THE REQUEST: Each line of the listing that contains the word "this" is to be copied.

ENTRIES PROVIDED:
##############################

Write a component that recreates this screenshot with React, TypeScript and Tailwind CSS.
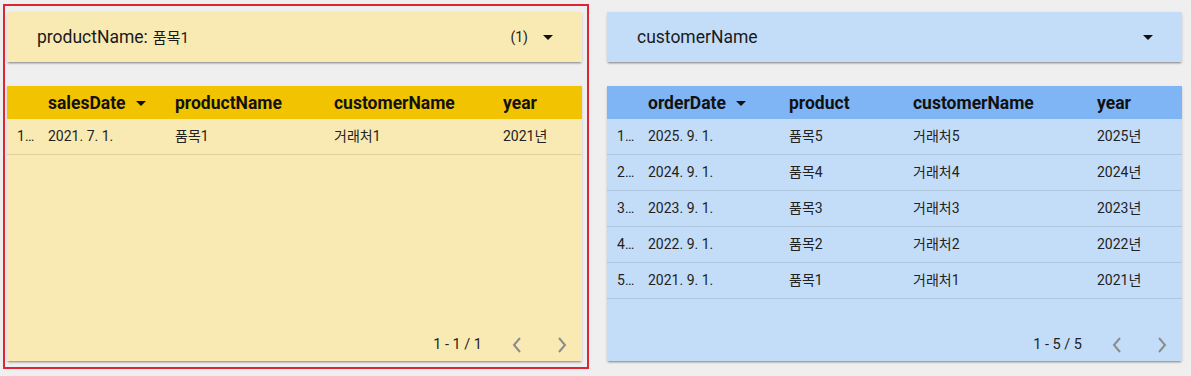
import React from "react";

type Col = { label: string; width: number; sort?: boolean };

const font = { fontFamily: "Roboto, 'Noto Sans CJK KR', sans-serif" };

function Caret({ className = "" }: { className?: string }) {
  return (
    <svg width="10" height="5" viewBox="0 0 10 5" className={className}>
      <path d="M0 0h10L5 5z" fill="#111" />
    </svg>
  );
}

function Chevron({ dir }: { dir: "left" | "right" }) {
  return (
    <svg width="10" height="16" viewBox="0 0 10 16">
      <path
        d={dir === "left" ? "M8 1L2 8l6 7" : "M2 1l6 7-6 7"}
        fill="none"
        stroke="#8c8c8c"
        strokeWidth="2"
      />
    </svg>
  );
}

function FilterCard({
  bg,
  label,
  value,
  count,
}: {
  bg: string;
  label: string;
  value?: string;
  count?: string;
}) {
  return (
    <div
      className={`w-[575px] h-[50px] flex items-center pl-[30px] pr-[29px] shadow-[0_2px_2px_-1px_rgba(0,0,0,0.4),0_1px_3px_rgba(0,0,0,0.1)] ${bg}`}
    >
      <span className="text-[17.5px] text-[#1a1a1a]">
        {label}
        {value && (
          <>
            :<span className="text-[15px] ml-[5px]">{value}</span>
          </>
        )}
      </span>
      <div className="ml-auto flex items-center gap-[15px]">
        {count && <span className="text-[14px] text-[#222]">{count}</span>}
        <Caret />
      </div>
    </div>
  );
}

function DataTable({
  bg,
  headBg,
  cols,
  rows,
  pageText,
}: {
  bg: string;
  headBg: string;
  cols: Col[];
  rows: string[][];
  pageText: string;
}) {
  return (
    <div
      className={`w-[575px] h-[275px] flex flex-col shadow-[0_2px_2px_-1px_rgba(0,0,0,0.4),0_1px_3px_rgba(0,0,0,0.1)] ${bg}`}
    >
      <div className={`h-[33px] pt-[1px] flex items-center ${headBg}`}>
        <div className="w-[41px] shrink-0" />
        {cols.map((c) => (
          <div
            key={c.label}
            style={{ width: c.width }}
            className="shrink-0 flex items-center gap-[10px] text-[17.5px] font-bold text-[#111]"
          >
            {c.label}
            {c.sort && <Caret />}
          </div>
        ))}
      </div>
      {rows.map((r, i) => (
        <div
          key={i}
          className="h-[36px] flex items-center border-b border-black/10 text-[14px] text-[#222]"
        >
          <div className="w-[41px] shrink-0 pl-[10px]">{i + 1}…</div>
          {r.map((v, j) => (
            <div key={j} style={{ width: cols[j].width }} className="shrink-0">
              {v}
            </div>
          ))}
        </div>
      ))}
      <div className="mt-auto h-[32px] flex items-center justify-end pr-[15px]">
        <span className="text-[14.5px] text-[#222] mr-[30px]">{pageText}</span>
        <Chevron dir="left" />
        <div className="w-[35px]" />
        <Chevron dir="right" />
      </div>
    </div>
  );
}

export default function App() {
  const leftCols: Col[] = [
    { label: "salesDate", width: 127, sort: true },
    { label: "productName", width: 159 },
    { label: "customerName", width: 169 },
    { label: "year", width: 79 },
  ];
  const rightCols: Col[] = [
    { label: "orderDate", width: 141, sort: true },
    { label: "product", width: 124 },
    { label: "customerName", width: 184 },
    { label: "year", width: 85 },
  ];
  const rightRows = [5, 4, 3, 2, 1].map((n) => [
    `${2020 + n}. 9. 1.`,
    `품목${n}`,
    `거래처${n}`,
    `${2020 + n}년`,
  ]);

  return (
    <div
      style={font}
      className="w-[1191px] h-[376px] bg-[#efefef] flex items-start pt-[4px] pl-[3px]"
    >
      <div className="w-[586px] border-2 border-[#dc2633] pl-[2px] pt-[6px] pb-[6px] flex flex-col gap-[24px]">
        <FilterCard bg="bg-[#f9eab3]" label="productName" value="품목1" count="(1)" />
        <DataTable
          bg="bg-[#f9eab3]"
          headBg="bg-[#f2c300]"
          cols={leftCols}
          rows={[["2021. 7. 1.", "품목1", "거래처1", "2021년"]]}
          pageText="1 - 1 / 1"
        />
      </div>
      <div className="ml-[18px] pt-[8px] flex flex-col gap-[24px]">
        <FilterCard bg="bg-[#c3ddf9]" label="customerName" />
        <DataTable
          bg="bg-[#c3ddf9]"
          headBg="bg-[#7fb4f5]"
          cols={rightCols}
          rows={rightRows}
          pageText="1 - 5 / 5"
        />
      </div>
    </div>
  );
}
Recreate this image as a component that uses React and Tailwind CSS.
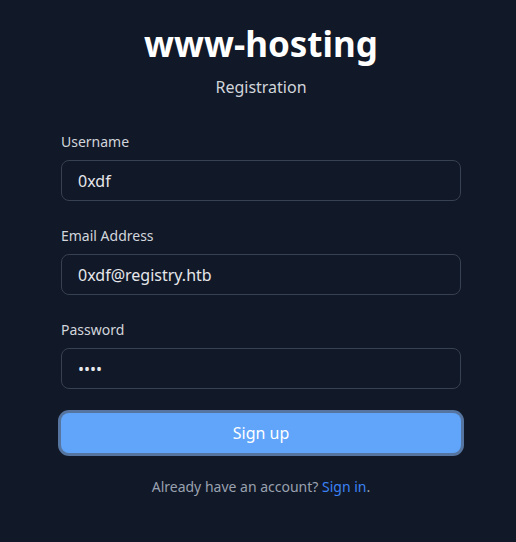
import { useState } from 'react';

const font = { fontFamily: '"Noto Sans", "Open Sans", sans-serif' };

function Field({ label, type = 'text', value, onChange }) {
  return (
    <div>
      <label className="block text-sm text-gray-300 leading-5 mb-2">{label}</label>
      <input
        type={type}
        value={value}
        onChange={e => onChange(e.target.value)}
        className="w-full h-[41px] px-4 rounded-lg border border-[#374151] bg-[#111827] text-gray-200 text-base outline-none"
      />
    </div>
  );
}

export default function App() {
  const [form, setForm] = useState({ username: '0xdf', email: '0xdf@registry.htb', password: 'pass' });

  return (
    <div className="min-h-screen bg-[#111827] flex flex-col items-center pt-[24px] pl-[6px]" style={font}>
      <h1 className="text-[35px] font-bold text-white leading-10">www-hosting</h1>
      <p className="mt-[11px] text-base text-gray-300 leading-6">Registration</p>

      <form onSubmit={e => e.preventDefault()} className="w-[400px] mt-[33px] flex flex-col gap-[25px]">
        <Field label="Username" value={form.username} onChange={v => setForm({ ...form, username: v })} />
        <Field label="Email Address" value={form.email} onChange={v => setForm({ ...form, email: v })} />
        <Field label="Password" type="password" value={form.password} onChange={v => setForm({ ...form, password: v })} />
      </form>

      <button className="w-[400px] mt-[24px] h-[40px] rounded-lg bg-[#60a5fa] text-white text-base ring-[3px] ring-[#55749f]">
        Sign up
      </button>

      <p className="mt-[24px] text-sm text-gray-400 leading-5">
        Already have an account? <a href="#" className="text-[#3b82f6]">Sign in</a>.
      </p>
    </div>
  );
}
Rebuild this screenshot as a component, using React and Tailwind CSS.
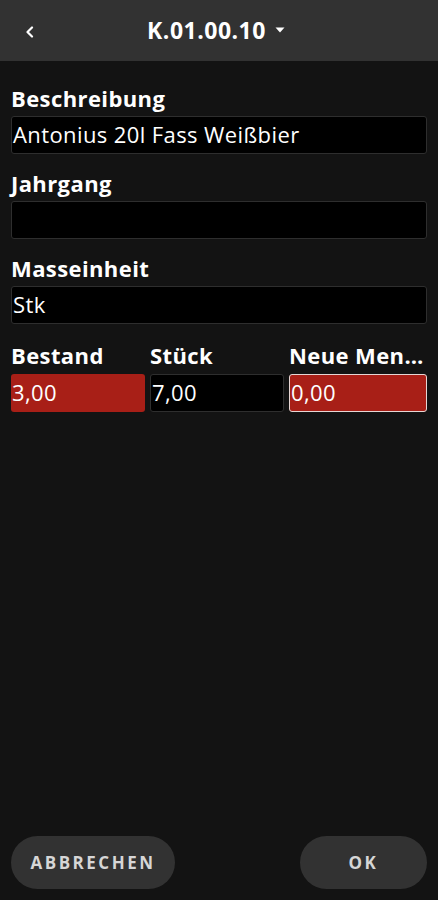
import { useState } from "react";

const font = { fontFamily: "'Open Sans', sans-serif" };

function Field({ label, value, className = "" }) {
	return (
		<div className={className}>
			<div className="h-[28px] leading-[28px] text-[22px] tracking-[0.4px] font-bold text-white">{label}</div>
			<div className="mt-[4px] h-[38px] bg-black border border-[#2e2e2e] rounded-[3px] flex items-center px-[1px] pb-[1px] text-[22px] tracking-[0.4px] text-white">{value}</div>
		</div>
	);
}

export default function App() {
	const [menge] = useState("0,00");

	return (
		<div style={font} className="w-[438px] min-h-[900px] bg-[#131313] flex flex-col">
			<div className="h-[61px] bg-[#323232] flex items-center relative">
				<svg className="absolute left-[25px] top-[26px]" width="10" height="12" viewBox="0 0 10 12">
					<path d="M7 1.5 L2.5 6 L7 10.5" stroke="#fff" strokeWidth="2.2" fill="none" strokeLinecap="round" strokeLinejoin="round" />
				</svg>
				<div className="flex-1 flex justify-center items-center gap-[9px] pr-[6px] pb-[1px]">
					<span className="text-[23px] tracking-[0.5px] font-bold text-white">K.01.00.10</span>
					<svg width="10" height="6" viewBox="0 0 10 6">
						<path d="M0.5 0.5 L9.5 0.5 L5 5.5 Z" fill="#fff" />
					</svg>
				</div>
			</div>

			<div className="flex-1 px-[11px] pt-[23px]">
				<Field label="Beschreibung" value="Antonius 20l Fass Weißbier" />
				<Field label="Jahrgang" value="" className="mt-[15px]" />
				<Field label="Masseinheit" value="Stk" className="mt-[15px]" />

				<div className="mt-[17px] grid grid-cols-[134px_134px_138px] gap-[5px]">
					<div>
						<div className="h-[28px] leading-[28px] text-[22px] tracking-[0.4px] font-bold text-white">Bestand</div>
						<div className="mt-[5px] h-[38px] bg-[#a81f17] rounded-[3px] flex items-center px-[1px] pb-[1px] text-[22px] tracking-[0.4px] text-white">3,00</div>
					</div>
					<div>
						<div className="h-[28px] leading-[28px] text-[22px] tracking-[0.4px] font-bold text-white">Stück</div>
						<div className="mt-[5px] h-[38px] bg-black border border-[#2e2e2e] rounded-[3px] flex items-center px-[1px] pb-[1px] text-[22px] tracking-[0.4px] text-white">7,00</div>
					</div>
					<div className="min-w-0">
						<div className="h-[28px] leading-[28px] text-[22px] tracking-[0.4px] font-bold text-white truncate">Neue Menge</div>
						<div className="mt-[5px] h-[38px] bg-[#a81f17] border border-[#e6d6d4] rounded-[3px] flex items-center px-[1px] pb-[1px] text-[22px] tracking-[0.4px] text-white">{menge}</div>
					</div>
				</div>
			</div>

			<div className="flex justify-between items-center px-[11px] pb-[11px]">
				<button className="w-[164px] h-[53px] rounded-full bg-[#323232] text-[#d6d6d6] text-[17px] font-bold tracking-[2.5px]">ABBRECHEN</button>
				<button className="w-[127px] h-[53px] rounded-full bg-[#323232] text-[#d6d6d6] text-[17px] font-bold tracking-[2.5px]">OK</button>
			</div>
		</div>
	);
}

##############################

EXERCISE ANSWER:
Write a component that recreates this screenshot with React, TypeScript and Tailwind CSS.
Recreate this image as a component that uses React and Tailwind CSS.
Rebuild this screenshot as a component, using React and Tailwind CSS.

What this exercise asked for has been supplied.